# Requirement:
Determine the count of lines holding "index" and give that count alone.

╭──

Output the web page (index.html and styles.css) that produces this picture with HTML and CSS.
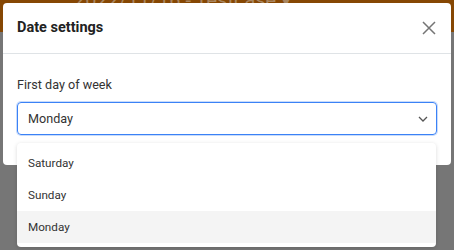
FILE: index.html
```html
<!DOCTYPE html>
<html>
<head>
<title>Date settings</title>
<link rel="stylesheet" href="styles.css">
</head>
<body>
<div class="backdrop">
  <div class="topbar"><span class="crumb">2022/11/16 - Testcase &#9662;</span></div>
</div>

<div class="modal">
  <div class="modal-head">
    <span class="modal-title">Date settings</span>
    <svg class="close" width="14" height="14" viewBox="0 0 14 14"><path d="M1 1L13 13M13 1L1 13" stroke="#757575" stroke-width="1.5" fill="none"/></svg>
  </div>
  <div class="modal-body">
    <div class="field-label">First day of week</div>
    <div class="select">
      <span>Monday</span>
      <svg width="10" height="6" viewBox="0 0 10 6"><path d="M1 1L5 5L9 1" stroke="#555" stroke-width="1.3" fill="none"/></svg>
    </div>
  </div>
</div>

<ul class="menu">
  <li>Saturday</li>
  <li>Sunday</li>
  <li class="active">Monday</li>
</ul>
</body>
</html>
```

FILE: styles.css
```css
html, body
{ margin: 0;
  height: 100%;
}

body
{ background: #767676;
  font-family: Roboto, "Liberation Sans", sans-serif;
  color: #333;
  position: relative;
  overflow: hidden;
}

.backdrop .topbar
{ height: 44px;
  background: #864703;
}

.crumb
{ display: block;
  padding: 0 0 0 74px;
  margin-top: -12px;
  font-size: 20px;
  color: #a98660;
}

/* dialog */

.modal
{ position: absolute;
  left: 3px; top: 3px;
  width: 448px;
  height: 162px;
  background: #fff;
  border-radius: 4px;
}

.modal-head
{ height: 50px;
  display: flex;
  align-items: center;
  justify-content: space-between;
  padding: 0 15px 0 14px;
  border-bottom: 1px solid #dfe3e6;
}

.modal-title
{ font-size: 14.5px;
  font-weight: bold;
  color: #222;
  padding-bottom: 1px;
}

.close
{ margin-bottom: 1px;
}

.modal-body
{ padding: 22px 14px 0 14px;
}

.field-label
{ font-size: 12.6px;
  line-height: 18px;
  margin-bottom: 8px;
}

.select
{ height: 31px;
  border: 1px solid #3b82f6;
  box-shadow: 0 0 0 1px #c9dcfb;
  border-radius: 4px;
  display: flex;
  align-items: center;
  justify-content: space-between;
  padding: 0 8px 0 10px;
  font-size: 12.6px;
}

/* dropdown list */

.menu
{ position: absolute;
  left: 17px; top: 143px;
  width: 419px;
  margin: 0;
  padding: 4px 0;
  list-style: none;
  background: #fff;
  border-radius: 4px;
  box-shadow: 0 1px 4px rgba(0,0,0,0.15);
  font-size: 11.7px;
}

.menu li
{ height: 32px;
  line-height: 32px;
  padding-left: 11px;
}

.menu li.active
{ background: #f4f4f4;
}
```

╰──

# Expected answer:
2